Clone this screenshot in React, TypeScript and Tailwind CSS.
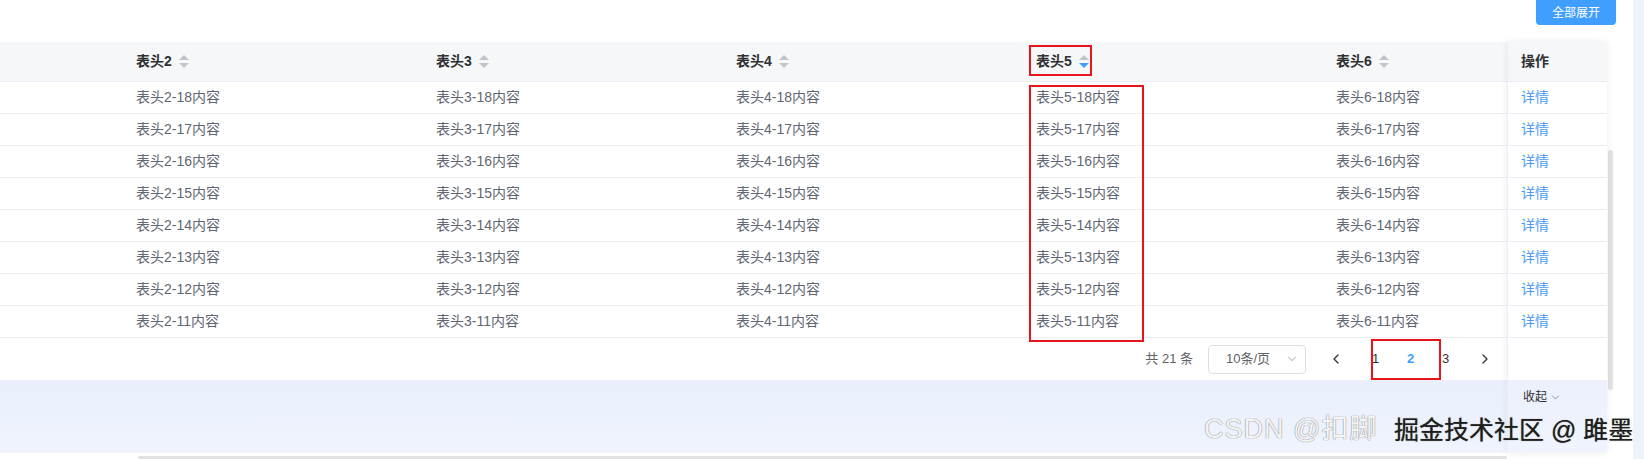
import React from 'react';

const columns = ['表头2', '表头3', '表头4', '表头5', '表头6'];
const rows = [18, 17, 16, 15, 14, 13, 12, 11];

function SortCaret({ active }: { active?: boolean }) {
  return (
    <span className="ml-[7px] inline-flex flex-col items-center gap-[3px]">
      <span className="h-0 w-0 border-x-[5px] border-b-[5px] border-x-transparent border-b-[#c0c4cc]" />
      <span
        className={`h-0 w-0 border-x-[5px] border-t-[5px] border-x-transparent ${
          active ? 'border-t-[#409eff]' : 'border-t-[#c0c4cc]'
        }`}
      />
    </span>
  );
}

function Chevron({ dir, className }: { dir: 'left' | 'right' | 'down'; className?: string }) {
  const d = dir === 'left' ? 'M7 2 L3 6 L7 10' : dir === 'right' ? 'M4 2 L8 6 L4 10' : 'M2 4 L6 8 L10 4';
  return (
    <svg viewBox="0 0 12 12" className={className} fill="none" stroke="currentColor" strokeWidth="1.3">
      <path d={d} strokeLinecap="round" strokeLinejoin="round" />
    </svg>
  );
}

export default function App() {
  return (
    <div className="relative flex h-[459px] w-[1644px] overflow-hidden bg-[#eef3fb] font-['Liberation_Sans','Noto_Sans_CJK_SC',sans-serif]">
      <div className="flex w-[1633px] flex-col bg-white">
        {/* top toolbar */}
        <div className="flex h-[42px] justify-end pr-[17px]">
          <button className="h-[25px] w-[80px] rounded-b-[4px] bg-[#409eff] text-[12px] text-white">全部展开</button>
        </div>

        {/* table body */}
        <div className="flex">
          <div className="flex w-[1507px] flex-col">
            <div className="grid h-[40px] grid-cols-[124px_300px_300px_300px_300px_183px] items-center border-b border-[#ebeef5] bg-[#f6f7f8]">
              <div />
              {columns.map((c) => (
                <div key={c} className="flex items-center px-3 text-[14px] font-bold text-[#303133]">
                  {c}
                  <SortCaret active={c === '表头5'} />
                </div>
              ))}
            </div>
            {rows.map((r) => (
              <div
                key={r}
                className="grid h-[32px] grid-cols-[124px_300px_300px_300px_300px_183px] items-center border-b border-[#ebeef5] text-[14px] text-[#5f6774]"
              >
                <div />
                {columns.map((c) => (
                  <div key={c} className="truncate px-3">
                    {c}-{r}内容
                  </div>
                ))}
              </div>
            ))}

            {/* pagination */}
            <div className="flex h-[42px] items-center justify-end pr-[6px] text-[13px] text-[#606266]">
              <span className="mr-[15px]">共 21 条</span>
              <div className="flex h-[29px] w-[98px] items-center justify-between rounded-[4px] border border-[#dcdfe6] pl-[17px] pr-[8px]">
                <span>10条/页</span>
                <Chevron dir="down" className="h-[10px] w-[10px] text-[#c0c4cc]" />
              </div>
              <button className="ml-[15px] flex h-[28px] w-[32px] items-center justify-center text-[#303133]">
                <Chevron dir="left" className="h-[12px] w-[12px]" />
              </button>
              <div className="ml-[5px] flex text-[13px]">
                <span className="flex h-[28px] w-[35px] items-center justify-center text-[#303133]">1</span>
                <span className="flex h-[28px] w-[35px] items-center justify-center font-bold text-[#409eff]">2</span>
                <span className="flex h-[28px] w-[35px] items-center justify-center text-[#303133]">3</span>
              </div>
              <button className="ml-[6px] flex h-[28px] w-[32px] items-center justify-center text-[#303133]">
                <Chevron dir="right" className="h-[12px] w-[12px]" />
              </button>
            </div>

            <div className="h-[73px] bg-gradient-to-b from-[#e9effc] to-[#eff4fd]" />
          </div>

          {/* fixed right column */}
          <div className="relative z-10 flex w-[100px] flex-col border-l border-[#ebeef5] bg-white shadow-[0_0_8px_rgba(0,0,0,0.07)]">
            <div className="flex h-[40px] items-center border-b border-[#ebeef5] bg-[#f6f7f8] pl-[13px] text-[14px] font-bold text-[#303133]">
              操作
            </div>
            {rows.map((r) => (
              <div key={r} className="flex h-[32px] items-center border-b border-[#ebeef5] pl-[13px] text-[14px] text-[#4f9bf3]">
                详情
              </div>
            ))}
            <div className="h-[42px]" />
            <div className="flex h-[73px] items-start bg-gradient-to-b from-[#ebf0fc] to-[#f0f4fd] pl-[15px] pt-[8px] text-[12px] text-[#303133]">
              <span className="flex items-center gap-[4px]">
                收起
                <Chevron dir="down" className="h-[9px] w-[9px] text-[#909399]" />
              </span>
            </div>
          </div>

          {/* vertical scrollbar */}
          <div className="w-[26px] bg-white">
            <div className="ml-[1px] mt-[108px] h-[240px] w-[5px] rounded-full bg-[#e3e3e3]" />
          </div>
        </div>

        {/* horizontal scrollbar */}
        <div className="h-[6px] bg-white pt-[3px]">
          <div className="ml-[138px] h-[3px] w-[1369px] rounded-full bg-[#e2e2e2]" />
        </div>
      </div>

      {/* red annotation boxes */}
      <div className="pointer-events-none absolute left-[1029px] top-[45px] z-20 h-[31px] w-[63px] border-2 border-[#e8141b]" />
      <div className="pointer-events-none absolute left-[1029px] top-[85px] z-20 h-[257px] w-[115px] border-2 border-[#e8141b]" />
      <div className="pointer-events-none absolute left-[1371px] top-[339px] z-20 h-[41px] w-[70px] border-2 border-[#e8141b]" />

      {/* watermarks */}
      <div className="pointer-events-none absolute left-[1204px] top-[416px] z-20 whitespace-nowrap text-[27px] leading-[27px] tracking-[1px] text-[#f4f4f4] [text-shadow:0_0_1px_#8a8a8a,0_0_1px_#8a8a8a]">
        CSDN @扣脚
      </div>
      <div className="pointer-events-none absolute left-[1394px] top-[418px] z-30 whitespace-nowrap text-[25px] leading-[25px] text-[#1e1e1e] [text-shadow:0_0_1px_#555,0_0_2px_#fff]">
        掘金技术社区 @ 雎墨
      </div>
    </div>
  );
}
※
Find the word "React" in the data and copy out each line where it turns up.

■ Exercise response ■
Clone this screenshot in React, TypeScript and Tailwind CSS.
import React from 'react';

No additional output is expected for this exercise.